C’est un outil efficace d’autant plus que l’Egypte mène une révision en matière de gouvernance dans les domaines où opère ce mécanisme panafricain. Le président de la République accorde un intérêt particulier à ce sujet et il a reçu en personne les experts en charge de l’évaluation égyptienne au sein du MAEP. Et c’était l’occasion pour lui de réitérer l’engagement du Caire en faveur de ce processus et l’élaboration de rapports par différents centres de recherches égyptiens.

— Une auto-évaluation peut-elle dévoiler les lacunes du système ?

— L’auto-évaluation est une invention africaine et dès le début, l’idée était de rester fidèle à ce système, exactement comme l’être humain qui procède à sa propre remise en question de façon continue, et l’on a élargi cette idée pour passer de l’individu à l’Etat. Cette auto-évaluation reflète la volonté réelle de l’Etat de trouver à la fois les points forts ou faibles pour déterminer la direction de l’avenir, car en fin de compte, ce sont des systèmes faits par des êtres humains.

— Pouvez-vous citer les principaux points où l’Egypte a procédé à cette autorévision ?

— Indépendamment de ce système, le gouvernement a commencé à réviser la nouvelle loi sur les investissements qui vient d’être achevée.
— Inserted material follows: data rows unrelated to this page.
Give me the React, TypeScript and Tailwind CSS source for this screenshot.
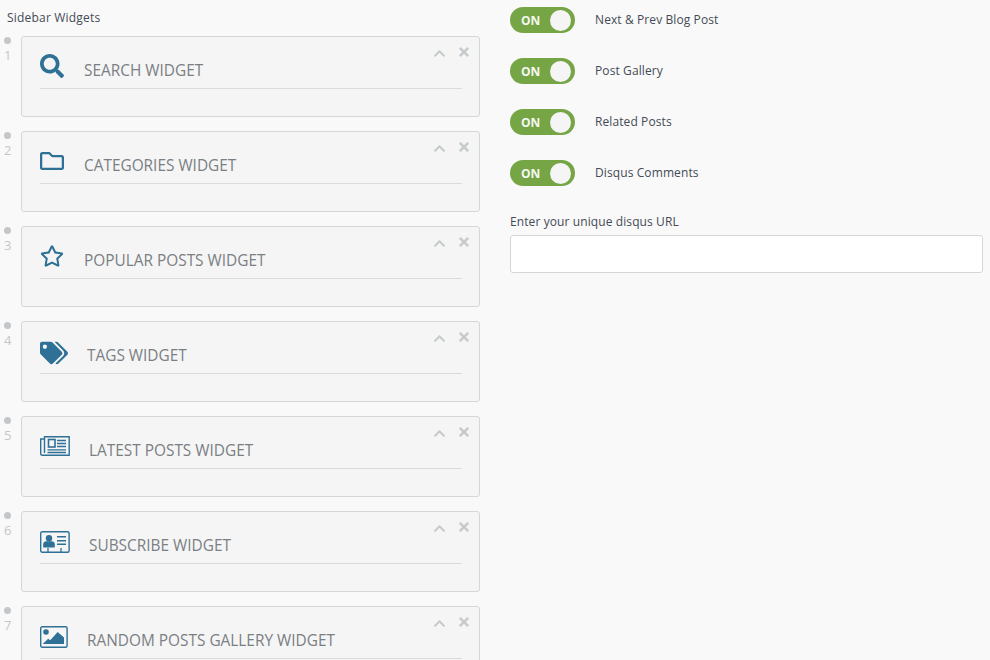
import React from "react";
import { FaSearch, FaRegFolder, FaRegStar, FaTags, FaChevronUp, FaTimes } from "react-icons/fa";

const NewspaperIcon = () => (
  <svg viewBox="0 0 30 20" className="w-[30px] h-[20px] mt-[2px]" fill="none" stroke="currentColor">
    <path d="M4.5 2.5V.8h24.7v18.4H2A1.5 1.5 0 0 1 .7 17.7V3h3.8v14" strokeWidth="1.4" />
    <rect x="8.5" y="3.5" width="6.5" height="7.5" strokeWidth="1.6" />
    <path d="M17 4.5h9M17 7.5h9M17 10.5h9M7.5 13.8h18.5M7.5 16.5h18.5" strokeWidth="1.3" />
  </svg>
);

const ContactCardIcon = () => (
  <svg viewBox="0 0 30 22" className="w-[30px] h-[22px] mt-[2px]" fill="none" stroke="currentColor">
    <rect x=".7" y=".7" width="28.4" height="20.6" rx="1.5" strokeWidth="1.4" />
    <circle cx="9" cy="7.2" r="3.2" fill="currentColor" stroke="none" />
    <path d="M3.2 16.5v-3.2c0-1.8 1.4-3 3-3h5.6c1.6 0 3 1.2 3 3v3.2z" fill="currentColor" stroke="none" />
    <path d="M17 5.7h9M17 9.7h9M17 13.3h9" strokeWidth="1.4" />
    <path d="M8 17v4M21 17v4" strokeWidth="1.3" />
  </svg>
);

const PictureIcon = () => (
  <svg viewBox="0 0 28 22" className="w-[28px] h-[22px] mt-[2px]" fill="none" stroke="currentColor">
    <rect x=".7" y=".7" width="26.4" height="20.6" rx="1.5" strokeWidth="1.4" />
    <circle cx="6" cy="6" r="2.8" fill="currentColor" stroke="none" />
    <path d="M2.7 18l5.5-5.2 2 1.4 7.5-8.2 6.3 5.5V18z" fill="currentColor" stroke="none" />
  </svg>
);

const widgets = [
  { title: "SEARCH WIDGET", icon: <FaSearch className="w-6 h-6" />, slot: "w-[44px]" },
  { title: "CATEGORIES WIDGET", icon: <FaRegFolder className="w-6 h-6" />, slot: "w-[44px]" },
  { title: "POPULAR POSTS WIDGET", icon: <FaRegStar className="w-6 h-6" />, slot: "w-[44px]" },
  { title: "TAGS WIDGET", icon: <FaTags className="w-7 h-7" />, slot: "w-[47px]" },
  { title: "LATEST POSTS WIDGET", icon: <NewspaperIcon />, slot: "w-[49px]" },
  { title: "SUBSCRIBE WIDGET", icon: <ContactCardIcon />, slot: "w-[49px]" },
  { title: "RANDOM POSTS GALLERY WIDGET", icon: <PictureIcon />, slot: "w-[47px]" },
];

const toggles = ["Next & Prev Blog Post", "Post Gallery", "Related Posts", "Disqus Comments"];

const WidgetCard = ({ index, title, icon, slot }: { index: number; title: string; icon: React.ReactNode; slot: string }) => (
  <div className="flex -ml-[3px]">
    <div className="w-[17px] shrink-0 flex flex-col items-start">
      <span className="mt-[1px] w-[7px] h-[7px] rounded-full bg-[#c4c7c9]" />
      <span className="mt-[3px] text-[13px] leading-[17px] text-[#c3c7ca]">{index}</span>
    </div>
    <div className="relative w-[459px] h-[81px] bg-[#f5f5f5] border border-[#d3d7d8] rounded-[3px] pl-[18px] pr-[17px]">
      <div className="flex items-start h-[52px] border-b border-[#d8dbdc]">
        <div className={`${slot} shrink-0 pt-[17px] text-[#2f7096]`}>{icon}</div>
        <span className="mt-[24px] text-[15.4px] leading-[20px] text-[#7a7f84]">{title}</span>
      </div>
      <div className="absolute right-[8px] top-[8px] flex items-start gap-[11px] text-[#c6cacc]">
        <FaChevronUp className="w-[13px] h-[13px] mt-[2px]" />
        <FaTimes className="w-[14px] h-[14px]" />
      </div>
    </div>
  </div>
);

const Toggle = ({ label }: { label: string }) => (
  <div className="flex items-center h-[26px] mb-[25px]">
    <div className="w-[65px] h-[26px] rounded-full bg-[#75a544] flex items-center justify-between pl-[11px] pr-[4px]">
      <span className="mt-[2px] text-[12px] font-bold text-[#f5f8f2]">ON</span>
      <span className="w-[21px] h-[21px] rounded-full bg-[#f5f5f5]" />
    </div>
    <span className="ml-[20px] text-[12px] leading-[24px] tracking-[0.1px] text-[#444b55]">{label}</span>
  </div>
);

export default function App() {
  return (
    <div className="flex h-[660px] w-[990px] overflow-hidden bg-[#f9f9f9] font-['Open_Sans',sans-serif]">
      <div className="w-[510px] shrink-0 pl-[7px] pt-[9px]">
        <h2 className="text-[12px] leading-[17px] tracking-[0.2px] font-normal text-[#444b55] mb-[10px]">Sidebar Widgets</h2>
        <div className="flex flex-col gap-[14px]">
          {widgets.map((w, i) => (
            <WidgetCard key={w.title} index={i + 1} title={w.title} icon={w.icon} slot={w.slot} />
          ))}
        </div>
      </div>
      <div className="flex-1 pt-[7px] pr-[7px]">
        {toggles.map((t) => (
          <Toggle key={t} label={t} />
        ))}
        <label className="block mt-[27px] text-[12px] leading-[17px] tracking-[0.1px] text-[#444b55]">Enter your unique disqus URL</label>
        <input type="text" className="mt-[5px] block w-full h-[38px] bg-white border border-[#d3d7d8] rounded-[3px]" />
      </div>
    </div>
  );
}
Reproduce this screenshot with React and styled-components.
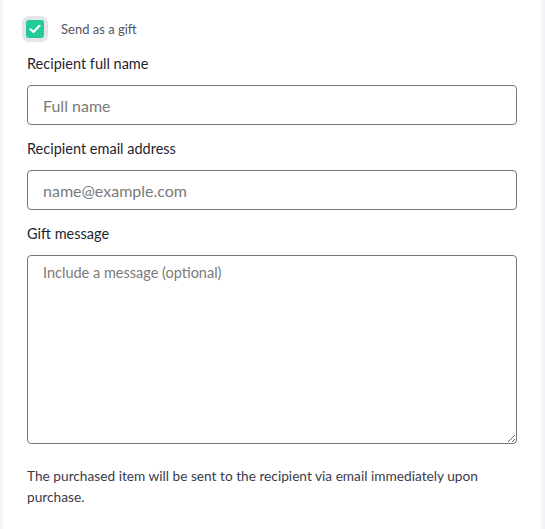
import React from 'react'
import styled, { createGlobalStyle } from 'styled-components'

const GlobalStyle = createGlobalStyle`
  html, body {
    margin: 0;
    padding: 0;
    background: #f3f3f7;
  }
  body {
    font-family: 'Lato', 'Liberation Sans', sans-serif;
  }
`

const Panel = styled.form`
  margin: 0 4px 0 3px;
  min-height: 529px;
  box-sizing: border-box;
  background: #fff;
  padding: 16px 24px 0 24px;
`

const CheckRow = styled.label`
  display: flex;
  align-items: center;
  gap: 13px;
  font-size: 13px;
  color: #55555f;
  margin-bottom: 12px;
`

const CheckBox = styled.span`
  display: flex;
  align-items: center;
  justify-content: center;
  width: 18px;
  height: 18px;
  border-radius: 3px;
  background: #22cc9a;
  box-shadow: 0 0 0 4px #e5e5e9;
  margin: 4px 4px 4px -1px;
`

const Field = styled.div`
  display: flex;
  flex-direction: column;
  margin-bottom: ${(p) => (p.last ? '6px' : '14px')};
`

const Label = styled.span`
  font-size: 14.5px;
  color: #1f1f30;
  line-height: 20px;
  margin-bottom: 11px;
`

const Input = styled.input`
  box-sizing: border-box;
  height: 40px;
  border: 1px solid #777;
  border-radius: 4px;
  padding: 0 15px;
  font-family: inherit;
  font-size: 16px;
  &::placeholder {
    color: #7a7a7a;
  }
`

const TextArea = styled.textarea`
  box-sizing: border-box;
  height: 189px;
  border: 1px solid #777;
  border-radius: 4px;
  padding: 8px 15px;
  font-family: inherit;
  font-size: 14.5px;
  &::placeholder {
    color: #7a7a7a;
  }
`

const Note = styled.p`
  margin: 0;
  padding-top: 15px;
  font-size: 13.7px;
  line-height: 21px;
  color: #3b3b4a;
`

export default function App() {
  return (
    <>
      <GlobalStyle />
      <Panel>
        <CheckRow>
          <CheckBox>
            <svg width="12" height="10" viewBox="0 0 12 10">
              <path d="M1.5 5.2 L4.5 8 L10.5 1.8" fill="none" stroke="#fff" strokeWidth="2.2" strokeLinecap="round" strokeLinejoin="round" />
            </svg>
          </CheckBox>
          Send as a gift
        </CheckRow>
        <Field>
          <Label>Recipient full name</Label>
          <Input placeholder="Full name" />
        </Field>
        <Field>
          <Label>Recipient email address</Label>
          <Input placeholder="name@example.com" />
        </Field>
        <Field last>
          <Label>Gift message</Label>
          <TextArea placeholder="Include a message (optional)" />
        </Field>
        <Note>
          The purchased item will be sent to the recipient via email immediately upon purchase.
        </Note>
      </Panel>
    </>
  )
}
La 3e stratégie de lutte contre la corruption fait partie de ce genre de révision. A ce moment, nous sommes également en train de réviser la Constitution, puisque c’est aussi une oeuvre humaine qui a été élaborée à un moment particulier.

— Dans votre discours, vous avez parlé d’un processus afro-africain « en dehors des ingérences étrangères », cette question semble-t-elle vous préoccuper ?

— Nous voulons réitérer le caractère africain de ce processus. Ce ne sont pas des idées qui nous sont imposées de l’étranger, mais elles reflètent la nature africaine elle-même. Il y a un sentiment aussi d’une réalisation africaine, avec toute cette idée de solidarité qui est derrière la fondation de l’UA. Des pays qui étaient soumis à une colonisation militaire et qui, après un mouvement de libération, cherchent aujourd’hui à se libérer économiquement, à rejoindre le train du développement et du modernisme mondial et à rallier les pays qui ont fait un saut dans ce sens.